Mis mejores tardes de infancia las pasé con ella.

En los almuerzos me llenó de su bondad y al terminar gozábamos del agradable aroma de su infaltable café negro -sabor que hice mío con los años-.

Siempre me llamaron la atención sus lentes -tan grandes- y sus cajones, un mundo por descubrir, habitado por las baratijas que ella solía comprar en sus paseos por el centro de Guayaquil. Hoy entiendo que en sus cajones pretendía que cupiera todo el amor que guardaba para regalar.

Pese a vivir con los nervios crispados en su piel morena, fue fuerte en los momentos más difíciles. Tal vez por esa razón fue mi escudo cuando -en mi juventud- erré en la batalla. Ella me amó cuando yo menos lo merecía.

No sería quien soy si no la hubiese tenido a mi lado: ni siquiera hubiera completado aquellos deberes en donde se recortan "figuritas" -por los que dañé criminalmente muchos libros-, ni practicado tantas veces las tablas de multiplicar -como solo ella las sabía enseñar, pues aún guardaba sus huellas de maestra-, y creería que amar es sólo cuestión de libros cargados de mentirosa teoría.

También fue parte de mis peores pesadillas cuando en ellas la vi morir. Terrible imaginar que cuando despierte ella no esté ahí. 

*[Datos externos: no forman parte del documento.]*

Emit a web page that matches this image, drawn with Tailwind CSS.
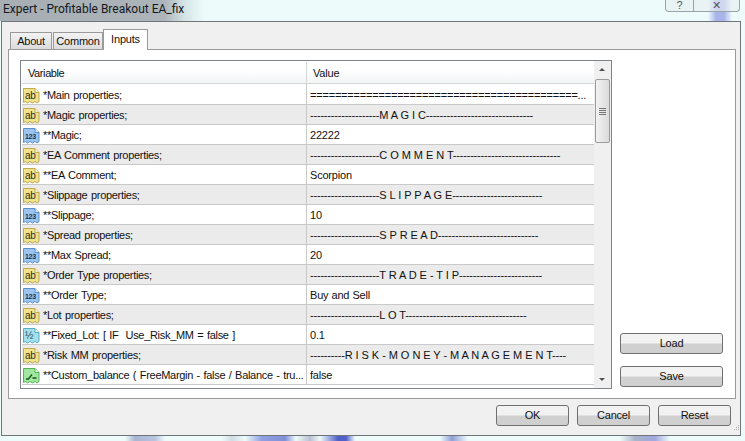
<!DOCTYPE html>
<html lang="en">
<head>
    <meta charset="UTF-8">
    <title>Expert - Profitable Breakout EA_fix</title>
    <script src="https://cdn.jsdelivr.net/npm/@tailwindcss/browser@4"></script>
</head>
<body class="relative w-[745px] h-[441px] overflow-hidden font-['Liberation_Sans',sans-serif] text-[11px] tracking-[-0.2px] text-[#111] bg-[linear-gradient(90deg,#eefbfb_0,#eefbfb_125px,#a8b4d0_135px,#b8c4e0_155px,#eefbfb_165px,#eefbfb_222px,#d0dce4_232px,#eefbfb_245px,#8f9fe0_262px,#8090d8_285px,#eefbfb_296px,#b8c0d0_310px,#eefbfb_320px,#5060c8_338px,#5060c8_346px,#eefbfb_355px,#eefbfb_440px,#8f9fd8_452px,#eefbfb_468px,#eefbfb_620px,#a8b4c8_635px,#a0a8e0_655px,#eefbfb_670px,#eefbfb_100%)]">
    <svg class="hidden">
        <symbol id="ab" viewBox="0 0 17 17">
            <path d="M0.5 1.5H12L16 5.5V14.5L14 16L12 14.5L9.5 16L7 14.5L4.5 16L2.5 14.5L0.5 15.5Z" fill="#f1e38c" stroke="#bda94e"/>
            <path d="M12 1.5V5.5H16" fill="#fff9d2" stroke="#bda94e"/>
            <text x="2" y="12" font-size="10" font-family="Liberation Sans" fill="#2b2a1c">ab</text>
        </symbol>
        <symbol id="num" viewBox="0 0 17 17">
            <path d="M0.5 1.5H12L16 5.5V14.5L14 16L12 14.5L9.5 16L7 14.5L4.5 16L2.5 14.5L0.5 15.5Z" fill="#9cc4ee" stroke="#5a8fc6"/>
            <path d="M12 1.5V5.5H16" fill="#e2f0fc" stroke="#5a8fc6"/>
            <text x="2" y="12" font-size="7" font-weight="700" font-family="Liberation Sans" fill="#12355e">123</text>
        </symbol>
        <symbol id="frac" viewBox="0 0 17 17">
            <path d="M0.5 1.5H12L16 5.5V14.5L14 16L12 14.5L9.5 16L7 14.5L4.5 16L2.5 14.5L0.5 15.5Z" fill="#a2e0ee" stroke="#58aebf"/>
            <path d="M12 1.5V5.5H16" fill="#e0f8fc" stroke="#58aebf"/>
            <text x="2" y="12" font-size="10" font-family="Liberation Sans" fill="#1c4f5c">½</text>
        </symbol>
        <symbol id="bool" viewBox="0 0 17 17">
            <path d="M0.5 1.5H12L16 5.5V14.5L14 16L12 14.5L9.5 16L7 14.5L4.5 16L2.5 14.5L0.5 15.5Z" fill="#a0e8a0" stroke="#56b152"/>
            <path d="M12 1.5V5.5H16" fill="#e2fbe0" stroke="#56b152"/>
            <path d="M3 12H5.5L9 7.5M9.5 11H13.5" fill="none" stroke="#14551a" stroke-width="1.3"/>
        </symbol>
    </svg>

    <div class="relative h-[21px] bg-[linear-gradient(90deg,#a6adb3_0,#aeb5ba_165px,#d5e6e8_185px,#eefbfb_205px,#eefbfb_708px,#a8b4e8_716px,#a8b4e8_724px,#eefbfb_732px,#eefbfb_100%)]">
        <div class="pl-[3px] pt-[1px] font-['Roboto',sans-serif] text-[12px] tracking-normal leading-[16px] text-[#14181c]">Expert - Profitable Breakout EA_fix</div>
        <div class="absolute right-[5px] top-0 flex h-[12px] w-[75px] rounded-b-[4px] border border-t-0 border-[#9aa3a8] bg-[#e8eef0]/60">
            <div class="flex w-[28px] items-end justify-center border-r border-[#9aa3a8] text-[11px] leading-[11px] text-[#555]">?</div>
            <div class="flex flex-1 items-end justify-center text-[11px] leading-[11px] text-[#555]">✕</div>
        </div>
    </div>

    <div class="ml-[1px] mr-[4px] h-[415px] border border-[#70757a] bg-[#f0f0f0] px-[6px] pt-[7px]">
        <div class="flex h-[20px] items-end pl-[2px]">
            <div class="flex h-[17px] w-[42px] items-center justify-center border border-b-0 border-[#9a9a9a] bg-[linear-gradient(#f3f3f3,#dcdcdc)]">About</div>
            <div class="ml-[1px] flex h-[17px] w-[50px] items-center justify-center border border-b-0 border-[#9a9a9a] bg-[linear-gradient(#f3f3f3,#dcdcdc)]">Common</div>
            <div class="relative z-10 -mb-[1px] flex h-[21px] w-[45px] items-center justify-center border border-b-0 border-[#9a9a9a] bg-white pb-[2px]">Inputs</div>
        </div>

        <div class="flex h-[350px] w-[728px] border border-[#9a9a9a] bg-white pl-[11px] pt-[10px]">
            <div class="flex h-[329px] w-[592px] shrink-0 border border-[#7f8488] bg-white">
                <div class="w-[573px] pl-[1px]">
                    <div class="flex h-[23px] border-b border-[#d5d5d5] bg-[linear-gradient(#ffffff_40%,#f3f5f6)] pt-[1px]">
                        <div class="w-[285px] shrink-0 border-r border-[#d5d5d5] pl-[6px] leading-[22px] tracking-[-0.4px]">Variable</div>
                        <div class="pl-[6px] leading-[22px]">Value</div>
                    </div>
                    <div id="rows"></div>
                </div>
                <div class="relative w-[17px] bg-[#f0f0f0]">
                    <div class="absolute left-[5px] top-[7px] size-0 border-x-[3px] border-b-[3px] border-x-transparent border-b-[#505050]"></div>
                    <div class="absolute left-[1px] top-[18px] flex h-[64px] w-[15px] flex-col items-center justify-center gap-[1px] rounded-[2px] border border-[#9a9a9a] bg-[linear-gradient(90deg,#f2f2f2,#dadada)]">
                        <div class="h-px w-[7px] bg-[#777]"></div>
                        <div class="h-px w-[7px] bg-[#777]"></div>
                        <div class="h-px w-[7px] bg-[#777]"></div>
                        <div class="h-px w-[7px] bg-[#777]"></div>
                    </div>
                    <div class="absolute bottom-[7px] left-[5px] size-0 border-x-[3px] border-t-[3px] border-x-transparent border-t-[#505050]"></div>
                </div>
            </div>
            <div class="ml-[8px] flex h-[327px] flex-col justify-end gap-[12px]">
                <button class="h-[21px] w-[103px] rounded-[3px] border border-[#707070] bg-[linear-gradient(#f2f2f2_45%,#d0d0d0_55%)]">Load</button>
                <button class="h-[21px] w-[103px] rounded-[3px] border border-[#707070] bg-[linear-gradient(#f2f2f2_45%,#d0d0d0_55%)]">Save</button>
            </div>
        </div>

        <div class="flex justify-end gap-[8px] pt-[6px] pr-[3px]">
            <button class="h-[21px] w-[73px] rounded-[3px] border border-[#707070] bg-[linear-gradient(#f2f2f2_45%,#d0d0d0_55%)]">OK</button>
            <button class="h-[21px] w-[73px] rounded-[3px] border border-[#707070] bg-[linear-gradient(#f2f2f2_45%,#d0d0d0_55%)]">Cancel</button>
            <button class="h-[21px] w-[73px] rounded-[3px] border border-[#707070] bg-[linear-gradient(#f2f2f2_45%,#d0d0d0_55%)]">Reset</button>
        </div>
    </div>

    <svg class="absolute left-[732px] top-[425px] size-[8px]" viewBox="0 0 8 8" fill="#a8a8a8">
        <rect x="6" y="0" width="1" height="1"/><rect x="4" y="2" width="1" height="1"/><rect x="6" y="2" width="1" height="1"/>
        <rect x="2" y="4" width="1" height="1"/><rect x="4" y="4" width="1" height="1"/><rect x="6" y="4" width="1" height="1"/>
    </svg>

    <script>
        const dash = (n) => '-'.repeat(n);
        const rows = [
            ['ab', '*Main properties;', '='.repeat(43) + '...'],
            ['ab', '*Magic properties;', dash(20) + 'M A G I C' + dash(31)],
            ['num', '**Magic;', '22222'],
            ['ab', '*EA Comment properties;', dash(20) + 'C O M M E N T' + dash(31)],
            ['ab', '**EA Comment;', 'Scorpion'],
            ['ab', '*Slippage properties;', dash(20) + 'S L I P P A G E' + dash(26)],
            ['num', '**Slippage;', '10'],
            ['ab', '*Spread properties;', dash(20) + 'S P R E A D' + dash(29)],
            ['num', '**Max Spread;', '20'],
            ['ab', '*Order Type properties;', dash(20) + 'T R A D E - T I P' + dash(24)],
            ['num', '**Order Type;', 'Buy and Sell'],
            ['ab', '*Lot properties;', dash(20) + 'L O T' + dash(35)],
            ['frac', '**Fixed_Lot: [ IF\u00a0 Use_Risk_MM = false ]', '0.1'],
            ['ab', '*Risk MM properties;', dash(10) + 'R I S K - M O N E Y - M A N A G E M E N T' + dash(4)],
            ['bool', '**Custom_balance ( FreeMargin - false / Balance - tru...', 'false'],
        ];

        document.getElementById('rows').innerHTML = rows.map(([icon, name, value], i) => `
            <div class="flex ${i === 0 ? 'h-[21px]' : 'h-[20px]'} border-b border-[#c9c9c9] ${i % 2 ? 'bg-[#ebebeb]' : 'bg-white'}">
                <div class="flex w-[285px] shrink-0 items-center gap-[3px] whitespace-nowrap border-r border-[#c9c9c9] pl-[1px] pt-[2px] tracking-[-0.3px] [word-spacing:0.8px]">
                    <svg class="size-[17px] shrink-0"><use href="#${icon}"/></svg><span>${name}</span>
                </div>
                <div class="flex items-center whitespace-nowrap pl-[3px] pt-[2px] [word-spacing:0.3px]">${value}</div>
            </div>`).join('');
    </script>
</body>
</html>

Hoy está, pero no está. Tan presente como todo lo que se ha ido y no vuelve. La existencia se le llenó de olvido. ¿Quizá ya la perdí? Perdí su voz, su sonrisa, su abrazo, su beso y alguna desentonada melodía. O quizá la llevo en algún universo paralelo en el que se exilian las memorias, memorias que quieren olvidar lo que duele, pero se dan cuenta que, en el "manual de las memorias perdidas", no hay medias tintas: u olvidas todo y ya no duele o no lo olvidas. Y no hay memoria tan valiente que no quiera darse por vencida.

O quizá siempre esté en mí: en mi voz, en mi sonrisa, en mi abrazo, en mi beso y en alguna desentonada melodía. En donde esté, hoy o en cualquier mañana, ella seguirá viviendo el amor a cambio del cual esperará lo mismo que antes: nada. Dentro de mí, un amor perpetuo que es y será una cuestión de almas y no de memorias.

No hubo día en el que -dándome la bendición- no me haya pedido que bajara la velocidad al conducir. Si tan solo yo hubiese tenido la bendición de que ella redujera la velocidad de su vida para que fuera eterna.

Entró dócilmente en aquella noche (única manera en que sabía hacer las cosas).

Yo solo quisiera que volvamos a repasar las tablas, pues sin ella se me empiezan a olvidar.